Devlet içinde halen gizlenmeye devam eden ve Erdoğan'a karşı kin ve intikam hissiyle dolu Fetö ile ilintili tipler, "Düşmanımın düşmanı dostumdur” kaidesince eski rakipleriyle beraber hareket ediyorlar. Bunlar her gün yeni bir senaryo ve planla ortaya çıkıyorlar. Bunlar memlekette kaos oluşturmak, milletin damarına basarak isyan çıkartmak ve hükumeti süresi dolmadan düşürmek istiyorlar. Çünkü bir kısmı 15 Temmuzdan sonra makamından olmuştur, bir kısmı dışarıya kaçmıştır, bir kısmı hapistedir ve af beklemektedir. Erdoğan giderse, o zaman bunlara güneş doğacaktır. O halde Erdoğan'ın gitmesi, gözden ve gönülden düşmesi için her türlü oyunun ve planın içinde olunmalıdır(!)    

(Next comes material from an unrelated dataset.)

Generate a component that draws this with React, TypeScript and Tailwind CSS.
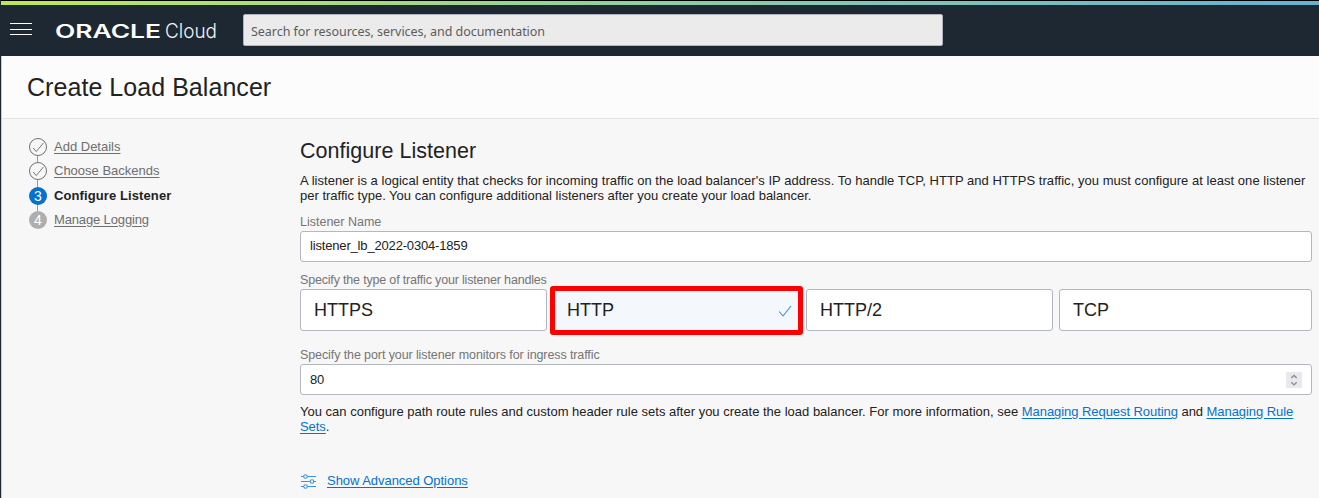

Özellikle yargının içinde kraldan çok kralcılara ve gizli bir senaryonun paçası olanlara dikkat edilmelidir. Bunlar kararlarıyla hükumeti zor duruma düşürmek istiyorlar ve vicdanları yaralayan kararlara imza atıyorlar, bunun da faturasını Sayın Adalet Bakanına kesiyorlar.      
Hükümet içinde en güvendiğimiz bakan olan, en çok çalışan ve milli görüş çizgisinden gelen Adalet Bakanı Sayın Abdülhamit Gül'e saldıranlar da bu kraldan çok kralcılar ve kripto Fetöcülerdir.  Bakanlarımıza sahip çıkılmalı, köşe yazılarıyla, sosyal medya hesaplarıyla Ak patinin öz evlatlarının tuka-ka edilmesine fırsat verilmemelidir.